While the players prepare before a game, cycling through their own mental highlight reels of tape-to-tape passes, rebounds, and celebrations, Graham Pepperman is making sure every part of the 1/8-inch wide skate blade on which each player will skate is leveled to perfection.
As equipment manager of the women’s hockey team, Pepperman operates on almost the complete opposite schedule as the players.
On this upcoming Thursday afternoon — just like most others — when the Lions leave the ice dog-tired from the week’s final practice, Pepperman will round up each player’s equipment, as well as his own trunk of wrenches, pliers, and screwdrivers in preparation for the team’s weekend trek to Robert Morris.
Despite the travel, away games are “surprisingly easier,” Pepperman said. On the road, the hosting team usually cleans the jerseys and socks for the visiting team. For Pepperman, the hospitable gesture makes for one or two hours of “down time” he doesn’t have to spend running each uniform through the wash.
Every time a player slips that Penn State sweater over her shoulder pads, it’s been clean and pressed, all thanks to Pepperman.
By the time the players stride out onto the 200 x 85-foot sheet of ice at Robert Morris’ Island Sports Center on Friday night, Pepperman’s work will be mostly finished.
“During the actual game, it’s easy,” Pepperman said. “I watch hockey.”
Aside from the occasional broken stick — an occurrence that is far less frequent amongst the women than the men — Pepperman mainly focuses on the players’ skates during the game.
“If I see someone fall down three times in a shift, I’m going to go over and say, ‘What’s going on?’ ” Pepperman said. “A lot of times they’ll say, ‘Oh, it’s me.’ But sometimes they want me to check out their skate.”

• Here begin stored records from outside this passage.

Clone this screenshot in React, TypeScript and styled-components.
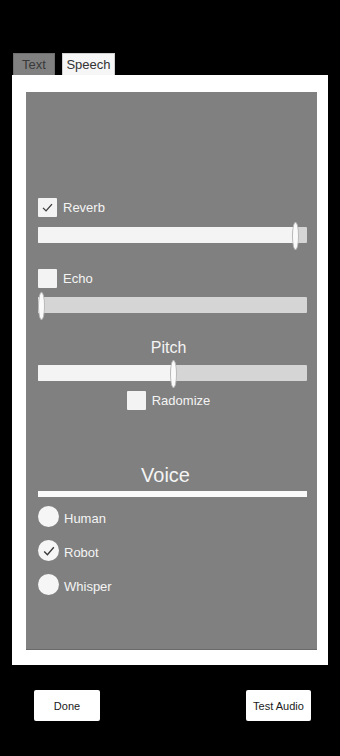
import React from 'react'
import styled, { createGlobalStyle } from 'styled-components'

const GlobalStyle = createGlobalStyle`
  html, body {
    margin: 0;
    padding: 0;
    background: #000;
    font-family: 'Liberation Sans', Arial, sans-serif;
  }
`

const Screen = styled.div`
  width: 340px;
  height: 756px;
  background: #000;
  display: flex;
  flex-direction: column;
  box-sizing: border-box;
  padding-top: 53px;
`
const TabBar = styled.div`
  display: flex;
  gap: 7px;
  padding-left: 13px;
  height: 22px;
`
const Tab = styled.div<{ active?: boolean }>`
  height: 22px;
  padding: 0 6px;
  box-sizing: border-box;
  display: flex;
  align-items: center;
  justify-content: center;
  font-size: 13px;
  color: ${({ active }) => (active ? '#3a3a3a' : '#333')};
  background: ${({ active }) => (active ? '#808080' : '#f6f6f6')};
  border: 1px solid ${({ active }) => (active ? '#6e6e6e' : '#d0d0d0')};
  border-bottom: none;
  width: ${({ active }) => (active ? '42px' : '53px')};
`
const Panel = styled.div`
  margin-left: 12px;
  width: 316px;
  height: 590px;
  background: #fff;
  box-sizing: border-box;
  padding: 17px 11px 15px 14px;
  display: flex;
`
const Inner = styled.div`
  flex: 1;
  background: #808080;
  border-bottom: 1px solid #6a6a6a;
  box-sizing: border-box;
  padding: 106px 10px 0 12px;
  display: flex;
  flex-direction: column;
`
const CheckRow = styled.div<{ center?: boolean }>`
  display: flex;
  align-items: center;
  gap: 6px;
  height: 19px;
  justify-content: ${({ center }) => (center ? 'center' : 'flex-start')};
  padding-right: ${({ center }) => (center ? '8px' : '0')};
`
const Box = styled.div`
  width: 19px;
  height: 19px;
  background: #f3f3f3;
  border-radius: 1px;
  display: flex;
  align-items: center;
  justify-content: center;
`
const Label = styled.span`
  color: #f4f4f4;
  font-size: 13px;
`
const Track = styled.div<{ gapTop: number }>`
  position: relative;
  margin-top: ${({ gapTop }) => gapTop}px;
  height: 16px;
  background: #d5d5d5;
  border-radius: 1px;
`
const Fill = styled.div`
  height: 100%;
  background: #f4f4f4;
  border-radius: 1px;
`
const Thumb = styled.div`
  position: absolute;
  top: -5px;
  width: 5px;
  height: 26px;
  margin-left: -3px;
  background: #fafafa;
  border: 1px solid #b8b8b8;
  border-radius: 50%;
`
const Spacer = styled.div<{ h: number }>`
  height: ${({ h }) => h}px;
  flex-shrink: 0;
`
const Heading = styled.div<{ size: number; shift: number }>`
  color: #f4f4f4;
  text-align: center;
  font-size: ${({ size }) => size}px;
  line-height: 1;
  padding-right: ${({ shift }) => shift}px;
`
const Rule = styled.div`
  height: 6px;
  background: #fafafa;
  margin-top: 6px;
`
const RadioList = styled.div`
  display: flex;
  flex-direction: column;
  gap: 13px;
  margin-top: 9px;
`
const RadioRow = styled.div`
  display: flex;
  align-items: center;
  gap: 5px;
  height: 21px;
`
const RadioLabel = styled(Label)`
  padding-top: 3px;
`
const Circle = styled.div`
  width: 21px;
  height: 21px;
  border-radius: 50%;
  background: #f6f6f6;
  display: flex;
  align-items: center;
  justify-content: center;
`
const Footer = styled.div`
  display: flex;
  justify-content: space-between;
  padding: 25px 29px 0 34px;
`
const Button = styled.div<{ w: number }>`
  width: ${({ w }) => w}px;
  height: 31px;
  background: #fff;
  border-radius: 2px;
  display: flex;
  align-items: center;
  justify-content: center;
  font-size: 11px;
  color: #1a1a1a;
`

const Check = ({ size = 13 }: { size?: number }) => (
  <svg width={size} height={size} viewBox="0 0 16 16">
    <path d="M2.5 8.5 L6.2 12.2 L13.5 3.8" fill="none" stroke="#3a3a3a" strokeWidth="1.6" />
  </svg>
)

function Slider({ value, gapTop }: { value: number; gapTop: number }) {
  return (
    <Track gapTop={gapTop}>
      <Fill style={{ width: `${value}%` }} />
      <Thumb style={{ left: `${value}%` }} />
    </Track>
  )
}

export default function App() {
  return (
    <>
      <GlobalStyle />
      <Screen>
        <TabBar>
          <Tab active>Text</Tab>
          <Tab>Speech</Tab>
        </TabBar>
        <Panel>
          <Inner>
            <CheckRow>
              <Box>
                <Check />
              </Box>
              <Label>Reverb</Label>
            </CheckRow>
            <Slider value={95.5} gapTop={10} />
            <Spacer h={26} />
            <CheckRow>
              <Box />
              <Label>Echo</Label>
            </CheckRow>
            <Slider value={1} gapTop={9} />
            <Spacer h={27} />
            <Heading size={16} shift={8}>Pitch</Heading>
            <Slider value={50} gapTop={9} />
            <Spacer h={10} />
            <CheckRow center>
              <Box />
              <Label>Radomize</Label>
            </CheckRow>
            <Spacer h={55} />
            <Heading size={20} shift={14}>Voice</Heading>
            <Rule />
            <RadioList>
              <RadioRow>
                <Circle />
                <RadioLabel>Human</RadioLabel>
              </RadioRow>
              <RadioRow>
                <Circle>
                  <Check size={14} />
                </Circle>
                <RadioLabel>Robot</RadioLabel>
              </RadioRow>
              <RadioRow>
                <Circle />
                <RadioLabel>Whisper</RadioLabel>
              </RadioRow>
            </RadioList>
          </Inner>
        </Panel>
        <Footer>
          <Button w={66}>Done</Button>
          <Button w={65}>Test Audio</Button>
        </Footer>
      </Screen>
    </>
  )
}
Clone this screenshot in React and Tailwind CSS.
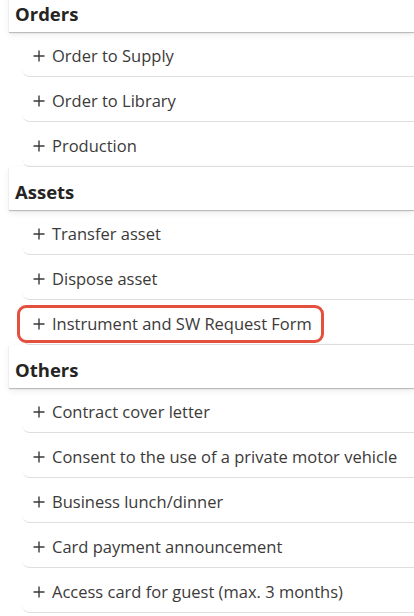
const sections = [
  { title: "Orders", items: ["Order to Supply", "Order to Library", "Production"] },
  { title: "Assets", items: ["Transfer asset", "Dispose asset", "Instrument and SW Request Form"] },
  {
    title: "Others",
    items: [
      "Contract cover letter",
      "Consent to the use of a private motor vehicle",
      "Business lunch/dinner",
      "Card payment announcement",
      "Access card for guest (max. 3 months)",
    ],
  },
];

const highlighted = "Instrument and SW Request Form";

const Plus = () => (
  <svg width="12" height="12" viewBox="0 0 12 12" className="shrink-0 mr-[7px]">
    <path d="M6 0.5V11.5M0.5 6H11.5" stroke="#3b3a39" strokeWidth="1.4" fill="none" />
  </svg>
);

const Label = ({ text }) => (
  <div className="flex items-center pt-[4px]">
    <Plus />
    <span className="text-[16.5px] text-[#3b3a39]">{text}</span>
  </div>
);

const App = () => {
  return (
    <div className="w-[414px] h-[616px] overflow-hidden bg-white text-[#323130]" style={{ fontFamily: '"Open Sans", "Noto Sans", sans-serif' }}>
      <div className="flex flex-col -mt-[11px]">
        {sections.map((section) => (
          <div key={section.title} className="flex flex-col">
            <div className="ml-[9px] h-[43px] flex items-center pt-[6px] pl-[6px] bg-white relative z-10 shadow-[0_1px_1px_rgba(0,0,0,0.22),0_3px_7px_rgba(0,0,0,0.08)]">
              <span className="text-[18.5px] font-bold text-[#252423]">{section.title}</span>
            </div>
            {section.items.map((item) => (
              <div key={item} className="ml-[22px] h-[45px] flex items-center border-b border-[#e1dfdd] rounded-bl-[8px] pl-[11px]">
                {item === highlighted ? (
                  <div className="-ml-[16px] mt-[4px] pl-[13px] pr-[9px] h-[38px] flex items-center border-[3px] border-[#e4503d] rounded-[9px]">
                    <div className="flex items-center">
                      <Plus />
                      <span className="text-[16.5px] text-[#3b3a39]">{item}</span>
                    </div>
                  </div>
                ) : (
                  <Label text={item} />
                )}
              </div>
            ))}
          </div>
        ))}
      </div>
    </div>
  );
};

export default App;
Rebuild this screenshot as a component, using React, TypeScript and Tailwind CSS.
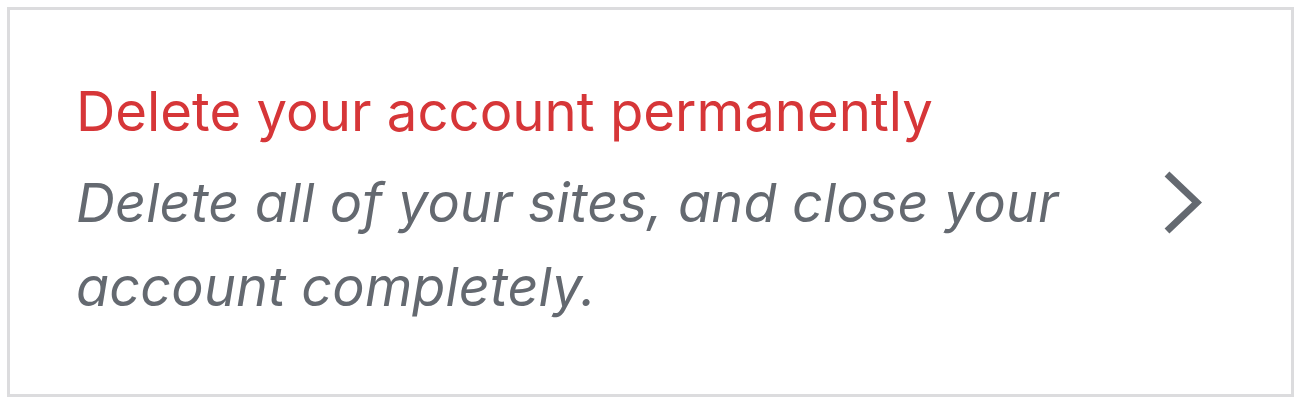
export default function App() {
  return (
    <div className="w-[1298px] h-[400px] bg-white pt-[7px] pl-[7px]" style={{ fontFamily: 'Inter, "Noto Sans", sans-serif' }}>
      <div className="w-[1287px] h-[390px] border-[3px] border-[#dcdcde] bg-white flex items-start pt-[69px] pl-[66px] pr-[89px]">
        <div className="flex-1 flex flex-col">
          <div className="text-[54.5px] leading-[64px] text-[#d63638]">Delete your account permanently</div>
          <div className="mt-[18px] text-[54px] leading-[84px] italic tracking-[0.15px] text-[#646970] max-w-[1020px]">
            Delete all of your sites, and close your account completely.
          </div>
        </div>
        <svg width="38" height="63" viewBox="0 0 38 63" fill="none" className="shrink-0 self-center -mt-[69px]">
          <polyline points="3,3 33,31.5 3,60" stroke="#646970" strokeWidth="7" strokeLinejoin="miter" />
        </svg>
      </div>
    </div>
  );
}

Just about anything that isn’t ice or rubber can ruin a skate blade. Between the goalposts, sticks, and metal on the benches, there are plenty of ways for a once-sharp blade to become dull. Most of the time, these imperfections can be smoothed out with a grindstone. But, in more severe cases, the skate may need to be sharpened again, Pepperman said.
Despite the tendency among hockey players to devote as much care to taping their stick blade as their on-ice play, the women’s hockey team isn’t too picky with their equipment, Pepperman said.
“The beginning of the year is stressful on everybody. Everyone is trying to get used to new equipment,” Pepperman said.
After a process that required repeated trial and communication between player and equipment manager, Pepperman has learned what each player prefers.
As just two games stand between Penn State and the CHA conference playoffs, it is now confirmed the Nittany Lions will finish their inaugural season at the bottom of the CHA standings in the sixth and final position. But that hasn’t seemed to dampen the spirits of the team’s equipment manager.
A member of the Penn State Class of 2009, Pepperman takes pride in the Nittany Lion crest stitched on the front of the uniforms he works so diligently to maintain.
Pepperman spent four seasons as equipment manager of the now-defunct Penn State Icers before serving the United States Women’s University Team at the 2011 World University Games in Turkey. Now, as Penn State has revamped its hockey program and a new state-of-the-art arena is just months from its long-awaited completion, Pepperman is right where he wants to be.
“My parents went to State High and I knew growing up I wanted to be here at some point,” Pepperman said standing in the Greenberg Ice Pavilion lobby. “I love this place.”